DATA PROVIDED:

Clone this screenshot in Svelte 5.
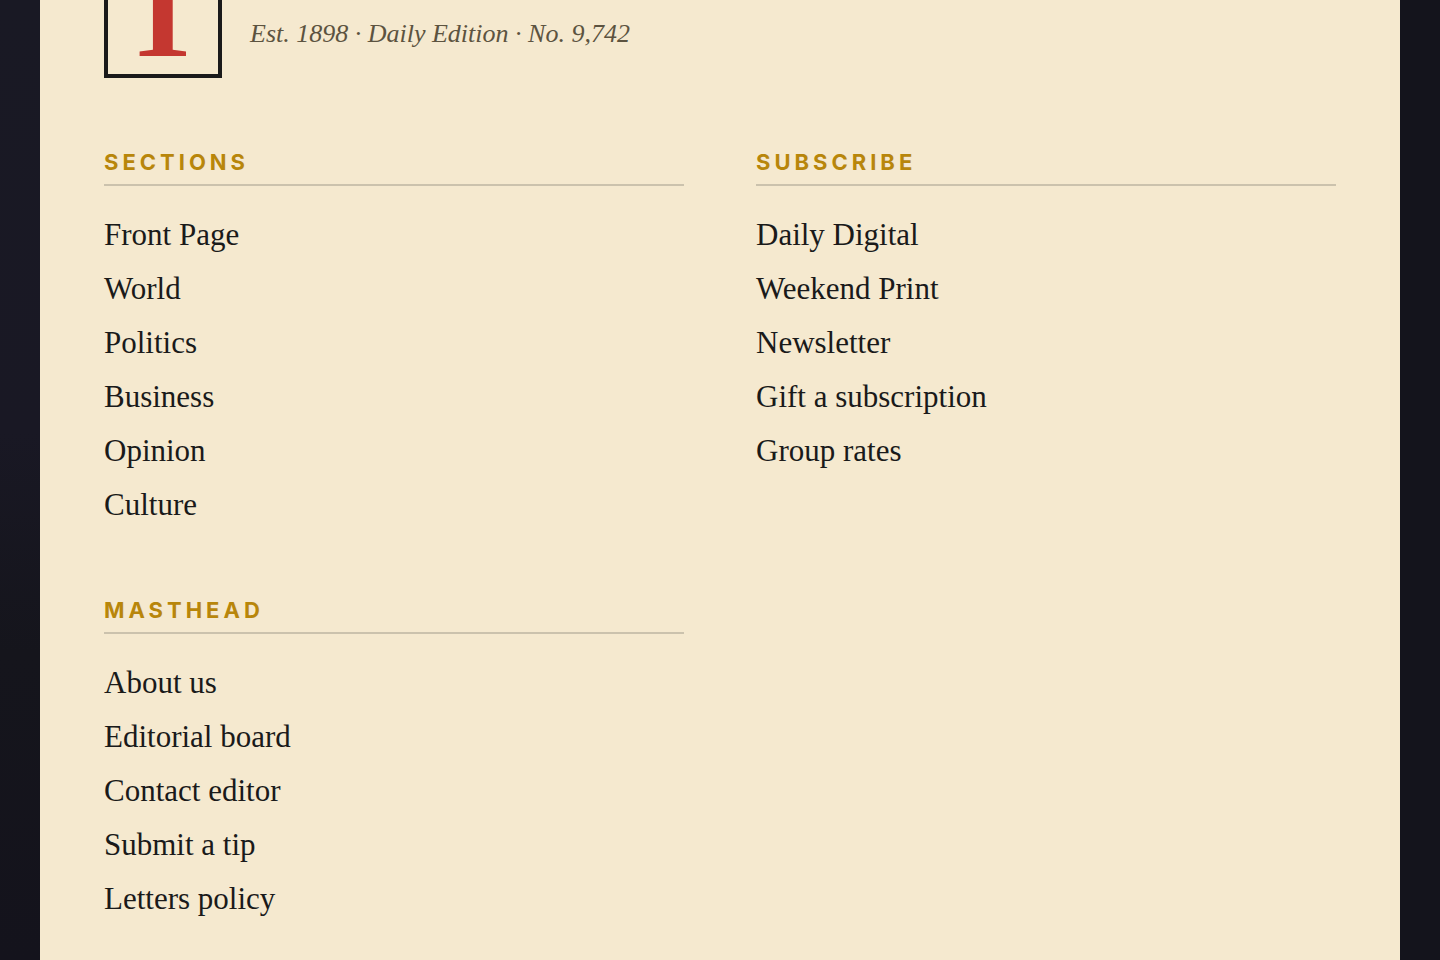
<script>
  const masthead = {
    initial: "T",
    tagline: "Est. 1898 · Daily Edition · No. 9,742"
  };

  const columns = [
    {
      title: "Sections",
      links: ["Front Page", "World", "Politics", "Business", "Opinion", "Culture"]
    },
    {
      title: "Subscribe",
      links: ["Daily Digital", "Weekend Print", "Newsletter", "Gift a subscription", "Group rates"]
    },
    {
      title: "Masthead",
      links: ["About us", "Editorial board", "Contact editor", "Submit a tip", "Letters policy"]
    }
  ];
</script>

<div class="page">
  <footer class="paper">
    <div class="brand">
      <span class="logo">{masthead.initial}</span>
      <p class="tagline">{masthead.tagline}</p>
    </div>
    <div class="columns">
      {#each columns as column}
        <nav aria-label={column.title}>
          <h2>{column.title}</h2>
          <ul>
            {#each column.links as link}
              <li><a href="#top">{link}</a></li>
            {/each}
          </ul>
        </nav>
      {/each}
    </div>
  </footer>
</div>

<style>
  :global(body) {
    margin: 0;
    background: #14141c;
  }

  .page {
    display: flex;
    box-sizing: border-box;
    min-height: 100vh;
    padding: 0 40px;
    overflow: hidden;
    background: linear-gradient(to bottom, #191924 0%, #191824 45%, #15151c 68%, #14131c 100%)
      left / 50% 100% no-repeat #14141c;
  }

  .paper {
    flex: 1;
    padding: 0 64px 32px;
    background: #f5e9cf;
    color: #1a1a1a;
    font-family: "Liberation Serif", serif;
  }

  /* the top of the brand row runs off the page */
  .brand {
    display: flex;
    align-items: flex-end;
    gap: 28px;
    margin: -40px 0 70px;
  }

  .logo {
    display: flex;
    justify-content: center;
    box-sizing: border-box;
    width: 118px;
    height: 118px;
    border: 4px solid #1a1a1a;
    color: #c43730;
    font-size: 128px;
    font-weight: 700;
    line-height: 98px;
  }

  .tagline {
    margin: 0 0 28px;
    color: #5c5340;
    font-size: 26px;
    font-style: italic;
    line-height: 32px;
  }

  .columns {
    display: grid;
    grid-template-columns: 1fr 1fr;
    gap: 64px 72px;
  }

  h2 {
    margin: 0 0 22px;
    padding-bottom: 8px;
    border-bottom: 2px solid #cbc2ad;
    color: #b8860b;
    font-family: Inter, sans-serif;
    font-size: 22px;
    font-weight: 700;
    letter-spacing: 4px;
    line-height: 28px;
    text-transform: uppercase;
  }

  ul {
    margin: 0;
    padding: 0;
    list-style: none;
  }

  li {
    font-size: 31px;
    line-height: 54px;
  }

  a {
    color: inherit;
    text-decoration: none;
  }

  a:hover {
    color: #c43730;
  }

  @media (max-width: 640px) {
    .page {
      padding: 0;
    }

    .paper {
      padding: 0 24px 32px;
    }

    .columns {
      grid-template-columns: 1fr;
    }
  }
</style>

WRITTEN INSTRUCTION: Reproduce the material word for word, minus the images.

PROBLEM SOLUTION:
Clone this screenshot in Svelte 5.
<script>
  const masthead = {
    initial: "T",
    tagline: "Est. 1898 · Daily Edition · No. 9,742"
  };

  const columns = [
    {
      title: "Sections",
      links: ["Front Page", "World", "Politics", "Business", "Opinion", "Culture"]
    },
    {
      title: "Subscribe",
      links: ["Daily Digital", "Weekend Print", "Newsletter", "Gift a subscription", "Group rates"]
    },
    {
      title: "Masthead",
      links: ["About us", "Editorial board", "Contact editor", "Submit a tip", "Letters policy"]
    }
  ];
</script>

<div class="page">
  <footer class="paper">
    <div class="brand">
      <span class="logo">{masthead.initial}</span>
      <p class="tagline">{masthead.tagline}</p>
    </div>
    <div class="columns">
      {#each columns as column}
        <nav aria-label={column.title}>
          <h2>{column.title}</h2>
          <ul>
            {#each column.links as link}
              <li><a href="#top">{link}</a></li>
            {/each}
          </ul>
        </nav>
      {/each}
    </div>
  </footer>
</div>

<style>
  :global(body) {
    margin: 0;
    background: #14141c;
  }

  .page {
    display: flex;
    box-sizing: border-box;
    min-height: 100vh;
    padding: 0 40px;
    overflow: hidden;
    background: linear-gradient(to bottom, #191924 0%, #191824 45%, #15151c 68%, #14131c 100%)
      left / 50% 100% no-repeat #14141c;
  }

  .paper {
    flex: 1;
    padding: 0 64px 32px;
    background: #f5e9cf;
    color: #1a1a1a;
    font-family: "Liberation Serif", serif;
  }

  /* the top of the brand row runs off the page */
  .brand {
    display: flex;
    align-items: flex-end;
    gap: 28px;
    margin: -40px 0 70px;
  }

  .logo {
    display: flex;
    justify-content: center;
    box-sizing: border-box;
    width: 118px;
    height: 118px;
    border: 4px solid #1a1a1a;
    color: #c43730;
    font-size: 128px;
    font-weight: 700;
    line-height: 98px;
  }

  .tagline {
    margin: 0 0 28px;
    color: #5c5340;
    font-size: 26px;
    font-style: italic;
    line-height: 32px;
  }

  .columns {
    display: grid;
    grid-template-columns: 1fr 1fr;
    gap: 64px 72px;
  }

  h2 {
    margin: 0 0 22px;
    padding-bottom: 8px;
    border-bottom: 2px solid #cbc2ad;
    color: #b8860b;
    font-family: Inter, sans-serif;
    font-size: 22px;
    font-weight: 700;
    letter-spacing: 4px;
    line-height: 28px;
    text-transform: uppercase;
  }

  ul {
    margin: 0;
    padding: 0;
    list-style: none;
  }

  li {
    font-size: 31px;
    line-height: 54px;
  }

  a {
    color: inherit;
    text-decoration: none;
  }

  a:hover {
    color: #c43730;
  }

  @media (max-width: 640px) {
    .page {
      padding: 0;
    }

    .paper {
      padding: 0 24px 32px;
    }

    .columns {
      grid-template-columns: 1fr;
    }
  }
</style>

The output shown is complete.